Highly recommended for getting to know each other in a new group. Tell your partner three things about yourself – two of which are true and one of which is a lie. For example, you might tell your partner about your hobbies, your work, where you live, your family or where you have travelled. Afterwards, your partner tries to guess which was the lie. You might choose to tell three everyday facts or three more unusual things – but remember – only one of them should be a lie. Make sure each person listens carefully to what their partner says!

  • Now introduce your partner to the rest of the group and see if they can guess which was the lie.

  • Alternatively, tell your partner three true things about yourself and then swap over. Now the whole group makes a circle. Each partner introduces their friend to the group – they tell the group two of the true things and make up one lie about their partner.

There Is Only One Liar

A psychological but fun group dynamics game from Augusto Boal. There should be no talking until the exercise is over. The group sits or stands in a circle and closes their eyes. The leader tells them that one person will be selected by a tap on the shoulder. The leader walks around the whole circle, then asks the group to open their eyes. The group members must look around and try to guess who was chosen. They are asked to remember who they decided upon but not to reveal it at this point.
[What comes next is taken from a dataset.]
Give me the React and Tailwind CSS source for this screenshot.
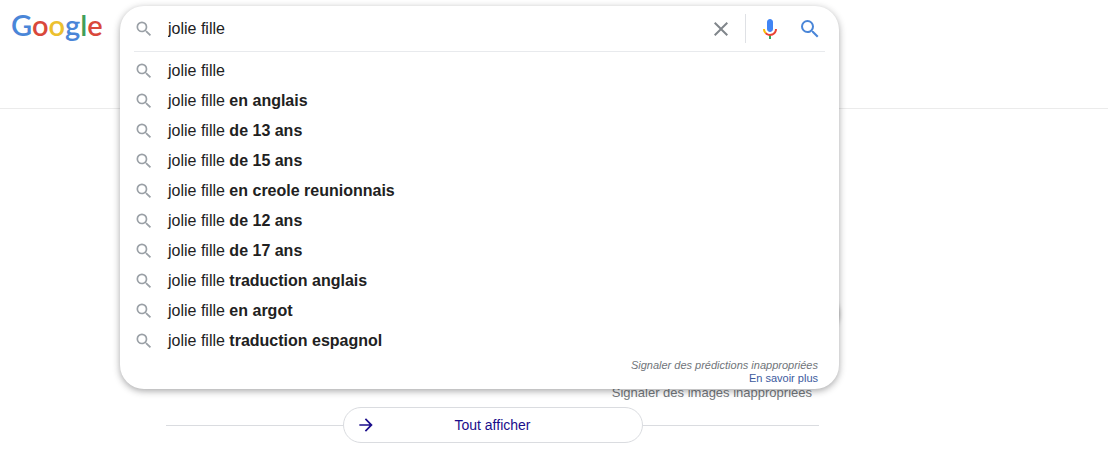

The game is repeated. When everybody has finished looking round, the leader asks them, on the count of three, without talking, to point at the person they thought was chosen the first time. Everybody points. Now, they do the same again for the second time.

Afterwards, members are asked what it was that led them to choose a particular person, for example, the facial expression that person had. Then, on a signal, they are asked to put up their hands if they were touched the first time. They discover that no one was touched the first time. They are asked to do the same for the second time. The group discover that they were all touched the second time. There is only one liar – the workshop leader!